Cette piste avait d’ailleurs été mise en lumière par l’excellent rapport de Mmes Frédérique Puissat, Corinne Féret et vous-même, monsieur le rapporteur.

Enfin, en matière de prévention contre la fraude, l’arsenal de la Caisse des dépôts et consignations contient les « conditions générales d’utilisation » (CGU), auxquelles doivent se conformer les 44 000 organismes de formation, dont certaines start-up innovantes, essentiellement digitales. Plusieurs de ces organismes qui ont dynamisé le secteur m’ont fait part d’une rigidité dans la mise à jour des conditions générales d’utilisation et de délais très courts pour s’y conformer, avec un risque juridique contractuel pour les formations proposées.

Cette question ne relevant pas du domaine de la loi, je n’ai finalement pas déposé d’amendement visant à laisser aux organismes un délai minimal de mise à jour des CGU. Toutefois, je tiens à vous signaler, madame la ministre, que bon nombre d’entre eux sont inquiets.

De l’aveu même du rapport de la commission des affaires sociales, les CGU ont été modifiées à plusieurs reprises, mais la mise à jour demande un important travail juridique que ces organismes ne sont pas tous en mesure de fournir, puisque ce n’est pas leur cœur de métier.

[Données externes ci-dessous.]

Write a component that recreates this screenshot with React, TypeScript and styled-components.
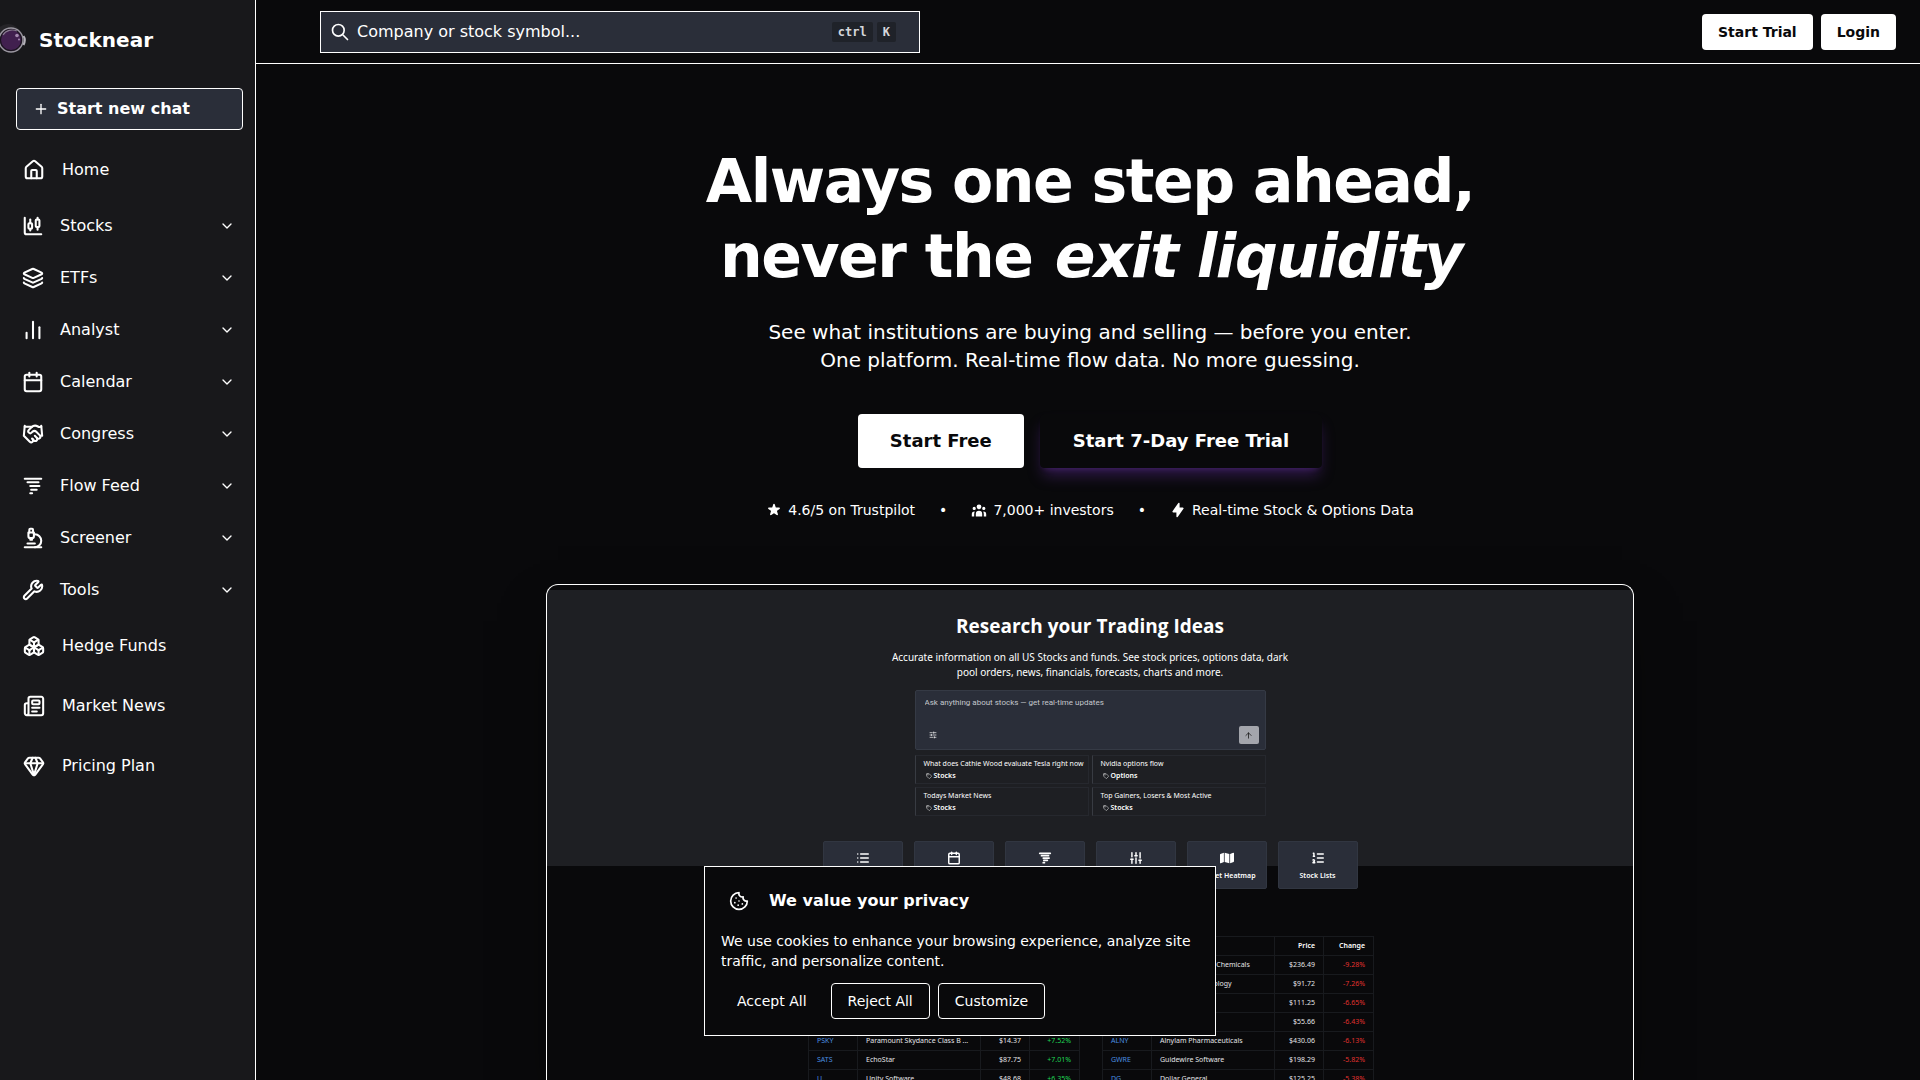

À ce titre, l’article 3 inscrit dans la loi les conditions du référencement des formations sur Mon compte formation et établit un contrôle des formations éligibles au financement CPF, au travers de la certification qualité Qualiopi, de la législation fiscale, de la sécurité sociale, mais aussi de la satisfaction aux CGU établies par la Caisse des dépôts et consignations. Pouvez-vous rassurer ces organismes sur ce point précis ?

Il serait regrettable qu’un excès de règles contraignantes succède à un excès de simplification. Ces organismes souhaiteraient donc que la Caisse des dépôts et consignations fasse preuve de plus de souplesse.

Pour conclure, le groupe Les Républicains votera ce texte en l’état, les dispositifs proposés permettant de rendre plus efficaces les efforts déployés pour lutter contre les abus de fraude au CPF.